Un atout qui vient aussi « combler un vide dans les gammes européennes et françaises pour la découpe des légumes, à un moment où la cuisine évolue vers davantage de végétal, et qui est notamment rempli par le santoku », analyse à son tour David Quintin. Les manches en métal, clairement plus lestées, conviennent bien aux chefs qui souhaitent sentir leur outil. Chroma a ainsi développé, avec le studio de design Porsche, un couteau où style et ergonomie se mêlent. « Il est étudié pour se loger dans la main, mais pas dans le creux pour éviter tous risques de TMS, explique Dorian Minni. Un rivet sert de guide sensoriel pour le placement des doigts, qui viennent naturellement par-dessus, peu importe la taille de la main. Instinctivement, le manche se place correctement. »

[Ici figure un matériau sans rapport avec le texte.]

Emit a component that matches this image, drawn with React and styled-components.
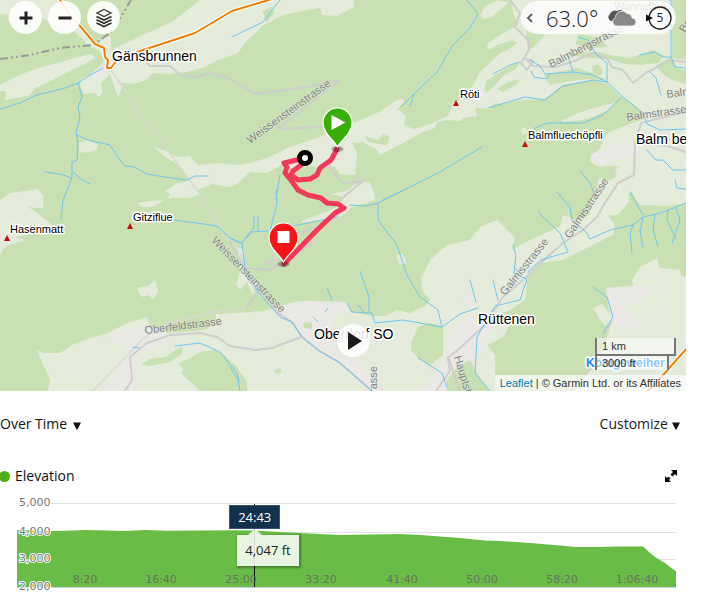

L’importance des couteaux de table

L’attention doit également être portée sur la qualité des couverts proposés aux convives, que ce soit en termes de préhension ou de structure de la lame. Le confort est, en effet, un élément de l’expérience de dégustation, tout autant que le design de l’objet lui-même. « Le choix de lames lisses ou dentées se pose évidemment, notamment par rapport à la contrainte d’aiguisage, précise David Quintin. À travers le couteau de table Célestin, que nous présenterons au Sirha [du 23 au 27 janvier 2025, à Lyon, NDLR], nous avons voulu proposer un produit accessible mais solide, fabriqué en France, et qui se démarque. Un travail important a été fait sur le haut de la lame, souvent dessinée à plat, et que nous avons travaillée là en biseau. » L’évolution des modes de préparation et les habitudes de travail en cuisine contribuent à faire progresser l’offre de coutellerie pour la rendre toujours plus confortable et pratique pour les professionnels.